Neil started to play golf again. He made time to travel. He saw us as much as he could. We reminisced. We laughed. We cried. But mostly we had smiles. We talked of retirement and we talked of the year ahead. Just one year...if he could make it one year then his chances were good.

But just two weeks ago, right to the day, the phone rang and we had to answer. Yes, it was the call. The one that said Neil was gone. It was less than a year.

"What happened?" we asked. And his wife told the story through a river of tears. To be honest we were shocked so we didn't hear much of the story. But I do remember one thing. And it's this: The day before Neil took his last breath he went out on a walk.

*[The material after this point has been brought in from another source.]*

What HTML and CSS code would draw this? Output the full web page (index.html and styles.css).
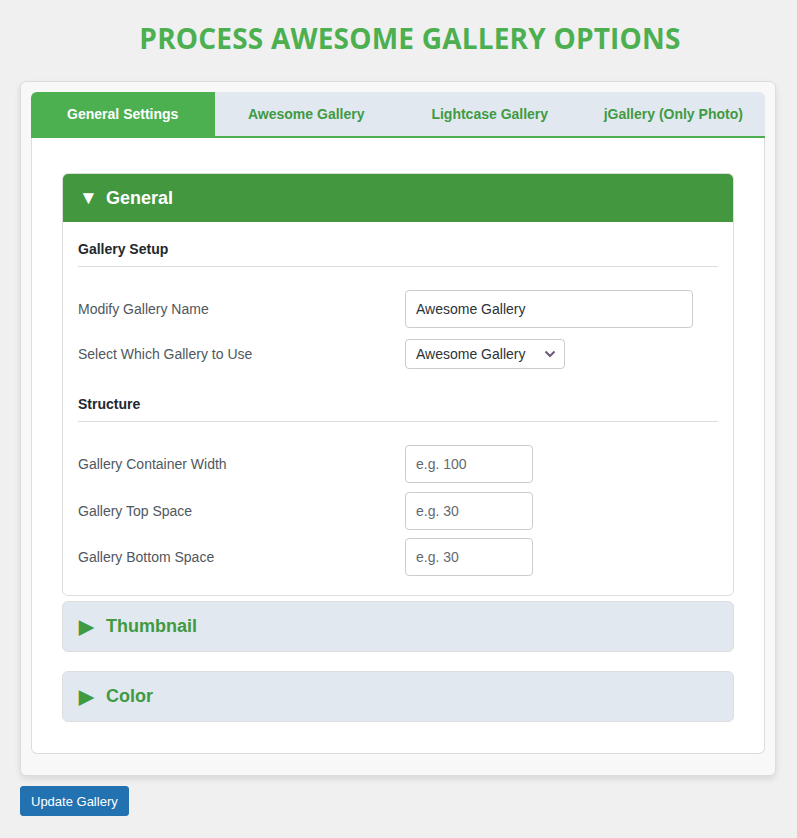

He walked all around. He breathed in the air and he basked in the sun. He noticed the trees, the birds, the flowers. He inhaled the sweet scent of Spring. He was happy and at peace. He was ready to go. The next morning his body told him he was done. He took one final breath and closed his eyes for the very last time.

I miss Neil. I grieve for him. And I grieve for my husband who lost his very best friend. The pain is still raw, and the tears still flow. It was less than a year. But I think for Neil that was okay.

So if I had just one year...give or take...I think I'd spend it like Neil. I'd make sure to take those long walks. I breathe in the season. I'd bask in the sun. I'd let the wind blow gently across my face. And I'd close my eyes...knowing there would be peace.